Fitch Ratings affirmed Atrium European Real Estate Ltd.'s long-term issuer default and senior unsecured ratings at BBB, while Moody's affirmed the company's long-term issuer and senior unsecured ratings at Baa3.
At the same time, Fitch removed all Atrium ratings from Rating Watch Negative, after Atrium's minority shareholders rejected Gazit-Globe Ltd.'s offer to buy the remaining 40% of the group. The outlook on Atrium's long-term issuer default rating is stable.

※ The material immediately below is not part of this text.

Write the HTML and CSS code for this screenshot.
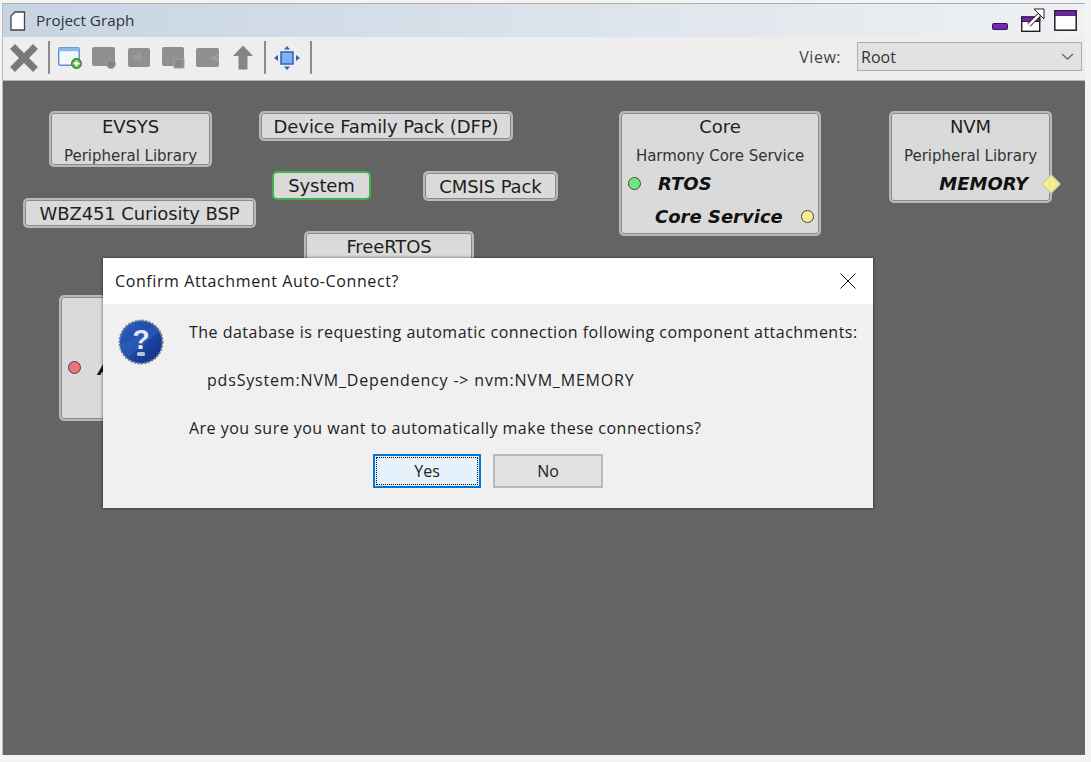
FILE: index.html
```html
<!DOCTYPE html>
<html lang="en">
<head>
<meta charset="utf-8">
<title>Project Graph</title>
<link rel="stylesheet" href="styles.css">
</head>
<body>
<div class="window">
  <header class="titlebar">
    <svg class="doc-icon" width="16" height="20" viewBox="0 0 16 20"><path d="M5 1H14.500V19H1V5Z" fill="#fff" stroke="#444" stroke-width="1.300"/></svg>
    <span class="title">Project Graph</span>
    <div class="win-controls">
      <svg class="wc-min" width="16" height="7" viewBox="0 0 16 7"><rect x="0.500" y="0.500" width="15" height="6" rx="1" fill="#7a1fc0" stroke="#2c1a3c"/></svg>
      <svg class="wc-restore" width="24" height="24" viewBox="0 0 24 24"><rect x="0.700" y="9" width="18" height="14.300" fill="#fff" stroke="#222" stroke-width="1.400"/><rect x="0.700" y="9" width="18" height="4.500" fill="#7a1fc0" stroke="#222"/><path d="M8 17L18 7" stroke="#222" stroke-width="4.500"/><path d="M8 17L18 7" stroke="#fff" stroke-width="2.500"/><path d="M13 1H23V11Z" fill="#fff" stroke="#222"/></svg>
      <svg class="wc-max" width="23" height="21" viewBox="0 0 23 21"><rect x="0.800" y="0.800" width="21.400" height="19.400" fill="#fff" stroke="#222" stroke-width="1.500"/><rect x="0.800" y="0.800" width="21.400" height="4.500" fill="#7a1fc0" stroke="#222"/></svg>
    </div>
  </header>
  <div class="toolbar">
    <svg width="28" height="28" viewBox="0 0 28 28"><path d="M5 5L23 23M23 5L5 23" stroke="#7a7a7a" stroke-width="7" stroke-linecap="square"/></svg>
    <span class="sep"></span>
    <svg width="24" height="22" viewBox="0 0 24 22"><rect x="0.700" y="0.700" width="20.500" height="17.500" rx="1.500" fill="#f4f8fd" stroke="#5a8fd0" stroke-width="1.400"/><rect x="0.700" y="0.700" width="20.500" height="3.500" fill="#8ab8ea"/><circle cx="18.500" cy="16.500" r="5" fill="#58b043" stroke="#2f7a28"/><path d="M18.500 13.500V19.500M15.500 16.500H21.500" stroke="#fff" stroke-width="1.800"/></svg>
    <svg width="25" height="22" viewBox="0 0 25 22"><rect x="0" y="0" width="23" height="19" rx="2" fill="#8f8f8f"/><circle cx="19" cy="17" r="4.500" fill="#848484" stroke="#a4a4a4"/></svg>
    <svg width="24" height="20" viewBox="0 0 24 20"><rect x="1" y="0" width="22" height="19" rx="2" fill="#8f8f8f"/><path d="M6 7H11V3L16 9.500L11 16V12H6Z" fill="#9b9b9b"/></svg>
    <svg width="24" height="22" viewBox="0 0 24 22"><rect x="1" y="0" width="22" height="19" rx="2" fill="#8f8f8f"/><rect x="13" y="12" width="10" height="9" fill="#8a8a8a" stroke="#a4a4a4"/></svg>
    <svg width="27" height="20" viewBox="0 0 27 20"><rect x="1" y="0" width="23" height="19" rx="2" fill="#8f8f8f"/><path d="M24 6L16 10L24 14" fill="#999" stroke="#a8a8a8"/></svg>
    <svg width="22" height="25" viewBox="0 0 22 25"><path d="M11 0.500L21 11H15.500V24.500H6.500V11H1Z" fill="#858585"/></svg>
    <span class="sep"></span>
    <svg width="26" height="24" viewBox="0 0 26 24"><rect x="7" y="6" width="12" height="12" fill="#7fb2f0" stroke="#2f62b8" stroke-width="1.500"/><path d="M13 0L16 3.500H10ZM13 24L16 20.500H10ZM0 12L4 9V15ZM26 12L22 9V15Z" fill="#2f62b8"/></svg>
    <span class="sep"></span>
    <div class="view">
      <span class="view-label">View:</span>
      <div class="select"><span>Root</span>
        <svg width="13" height="7" viewBox="0 0 13 7"><path d="M1 1L6.500 6L12 1" fill="none" stroke="#666" stroke-width="1.300"/></svg>
      </div>
    </div>
  </div>
  <main class="canvas">
    <div class="node evsys"><b class="name">EVSYS</b><small class="sub">Peripheral Library</small></div>
    <div class="node dfp"><b class="name">Device Family Pack (DFP)</b></div>
    <div class="node system"><b class="name">System</b></div>
    <div class="node cmsis"><b class="name">CMSIS Pack</b></div>
    <div class="node bsp"><b class="name">WBZ451 Curiosity BSP</b></div>
    <div class="node freertos"><b class="name">FreeRTOS</b></div>
    <div class="node core"><b class="name">Core</b><small class="sub">Harmony Core Service</small>
      <i class="port rtos">RTOS</i><i class="port service">Core Service</i>
      <span class="dot green"></span><span class="dot yellow"></span>
    </div>
    <div class="node nvm"><b class="name">NVM</b><small class="sub">Peripheral Library</small>
      <i class="port memory">MEMORY</i><span class="diamond"></span>
    </div>
    <div class="node hidden-node"><span class="dot red"></span><i class="port clipped">A</i></div>
  </main>
</div>
<section class="dialog">
  <header class="dlg-title">
    <span>Confirm Attachment Auto-Connect?</span>
    <svg width="16" height="16" viewBox="0 0 16 16"><path d="M0.500 0.500L15.500 15.500M15.500 0.500L0.500 15.500" stroke="#111" stroke-width="1"/></svg>
  </header>
  <div class="dlg-body">
    <svg class="help" width="46" height="46" viewBox="0 0 46 46">
      <defs><linearGradient id="g" x1="0" y1="0" x2="1" y2="1"><stop offset="0" stop-color="#2f62c8"/><stop offset="1" stop-color="#0e2f80"/></linearGradient></defs>
      <circle cx="23" cy="23" r="21.500" fill="url(#g)" stroke="#6d7a8c" stroke-width="2" stroke-dasharray="2 1.500"/>
      <path d="M3 27L36 6L41 13L10 38Z" fill="#3a6dd0" opacity=".35"/>
      <text x="23" y="30" text-anchor="middle" class="help-mark">?</text>
      <rect x="19" y="33" width="8" height="4" rx="1.500" fill="#b8c4dc"/>
    </svg>
    <div class="dlg-text">
      <p>The database is requesting automatic connection following component attachments:</p>
      <p class="indent">pdsSystem:NVM_Dependency -&gt; nvm:NVM_MEMORY</p>
      <p>Are you sure you want to automatically make these connections?</p>
    </div>
  </div>
  <div class="dlg-buttons">
    <button class="btn primary"><span>Yes</span></button>
    <button class="btn">No</button>
  </div>
</section>
</body>
</html>
```
FILE: styles.css
```css
* { box-sizing: border-box; }
html, body { margin: 0; height: 762px; overflow: hidden; background: #f4f4f4; }
body { font-family: "Open Sans", "Noto Sans", sans-serif; color: #222; padding: 3px 6px 7px 2px; }

.window { height: 752px; display: flex; flex-direction: column; border-top: 1px solid #aaa; border-left: 1px solid #bbb; }
.titlebar { height: 33px; flex: none; display: flex; align-items: center; padding: 0 8px 0 7px; background: linear-gradient(90deg, #c6d4e2, #eff1f3); }
.doc-icon { margin-right: 10px; }
.title { font-size: 15.300px; color: #333; margin-bottom: 2px; }
.win-controls { margin-left: auto; align-self: flex-end; display: flex; align-items: flex-end; gap: 9px; padding-bottom: 5px; }
.wc-min { margin: 0 4px 2px 0; }
.wc-max { margin-bottom: 1px; }
.toolbar { height: 44px; flex: none; display: flex; align-items: center; padding: 0 3px 2px 7px; background: #eeeeee; gap: 10px; border-bottom: 1px solid #b5b5b5; }
.toolbar svg { flex: none; }
.sep { width: 2px; height: 33px; background: #8c8c8c; flex: none; margin-right: -2px; }
.view { margin-left: auto; display: flex; align-items: center; gap: 16px; margin-bottom: 2px; }
.view-label { font-size: 16px; letter-spacing: .5px; color: #444; }
.select { width: 225px; height: 29px; display: flex; align-items: center; justify-content: space-between; padding: 0 7px 0 3px; background: #e2e2e2; border: 1px solid #adadad; font-size: 16px; color: #333; }

.canvas { flex: 1; position: relative; background: #646464; overflow: hidden; }
.node { position: absolute; background: #dadada; border: 2px solid #b9b9b9; border-radius: 5px; box-shadow: inset 0 0 0 1px #8a8a8a; display: flex; flex-direction: column; align-items: center; font-family: "DejaVu Sans", sans-serif; color: #1e1e1e; }
.name { font-weight: 400; font-size: 18px; line-height: 24px; padding-top: 2px; white-space: nowrap; letter-spacing: -0.100px; }
.sub { font-size: 15px; line-height: 18px; margin-top: 8px; white-space: nowrap; color: #333; }
.evsys { left: 46px; top: 30px; width: 163px; height: 56px; }
.dfp { left: 256px; top: 30px; width: 254px; height: 30px; }
.system { left: 269px; top: 90px; width: 99px; height: 29px; border-color: #3fb24a; box-shadow: none; }
.system .name { padding-top: 1px; }
.cmsis { left: 420px; top: 90px; width: 135px; height: 30px; }
.bsp { left: 20px; top: 117px; width: 233px; height: 30px; }
.freertos { left: 301px; top: 150px; width: 170px; height: 60px; }
.core { left: 616px; top: 30px; width: 202px; height: 125px; }
.nvm { left: 886px; top: 30px; width: 163px; height: 92px; }
.hidden-node { left: 56px; top: 214px; width: 120px; height: 126px; }
.port { position: absolute; font-family: "DejaVu Sans", sans-serif; font-weight: 700; font-style: italic; font-size: 18px; line-height: 24px; color: #111; white-space: nowrap; }
.rtos { left: 37px; top: 59px; }
.service { left: 34px; top: 92px; }
.memory { right: 22px; top: 59px; }
.clipped { left: 37px; top: 60px; }
.dot { position: absolute; width: 13px; height: 13px; border-radius: 50%; border: 1px solid #444; }
.green { left: 7px; top: 64px; background: #6fe87c; }
.yellow { right: 5px; top: 97px; background: #f5ec8e; }
.red { left: 7px; top: 64px; background: #f0707c; }
.diamond { position: absolute; right: -8px; top: 64px; width: 14px; height: 14px; transform: rotate(45deg); background: #f6ef92; border: 1px solid #bbb; }

.dialog { position: absolute; left: 103px; top: 258px; width: 770px; height: 250px; background: #f0f0f0; box-shadow: 0 0 3px rgba(0,0,0,.6); display: flex; flex-direction: column; }
.dlg-title { height: 46px; flex: none; background: #fff; display: flex; align-items: center; justify-content: space-between; padding: 0 17px 0 12px; font-size: 16px; letter-spacing: .6px; color: #1a1a1a; }
.dlg-body { display: flex; padding: 16px 0 0 15px; }
.help { flex: none; margin-top: -1px; }
.help-mark { font-family: "Liberation Sans", sans-serif; font-weight: 700; font-size: 28px; letter-spacing: 0; fill: #e4eaf6; }
.dlg-text { margin-left: 25px; font-size: 16px; letter-spacing: .48px; line-height: 24px; color: #222; white-space: nowrap; }
.dlg-text p { margin: 0 0 24px; }
.dlg-text .indent { padding-left: 18px; letter-spacing: .82px; }
.dlg-buttons { display: flex; justify-content: center; gap: 12px; margin-top: -10px; }
.btn { width: 110px; height: 34px; background: #e1e1e1; border: 2px solid #b9b9b9; font: inherit; font-size: 16px; color: #222; padding: 0; }
.btn.primary { width: 108px; background: #e5f1fb; border-color: #0078d7; padding: 1px; }
.btn.primary span { display: block; height: 100%; line-height: 26px; border: 1px dotted #111; }
```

Fitch said the ratings take into account the strength of the U.K.-based property company's repositioned portfolio, which mainly consists of shopping centers in the economically strong urban areas of Poland and Czech Republic. Fitch also noted Atrium's operational metrics, which have stayed resilient amid volatility in the Russian retail property market.
Moody's changed Atrium's outlook to positive from ratings under review. The outlook reflects Moody's expectation that the company will continue to generate stable cash flow and maintain good liquidity while keeping high occupancy levels and a balanced growth strategy.
Moody's said the confirmation takes into account, among other things, the company's strong market position as one of the leading Central and Eastern Europe shopping center operators with a good management track record of sustaining cash flow and values in a fast-changing retail landscape.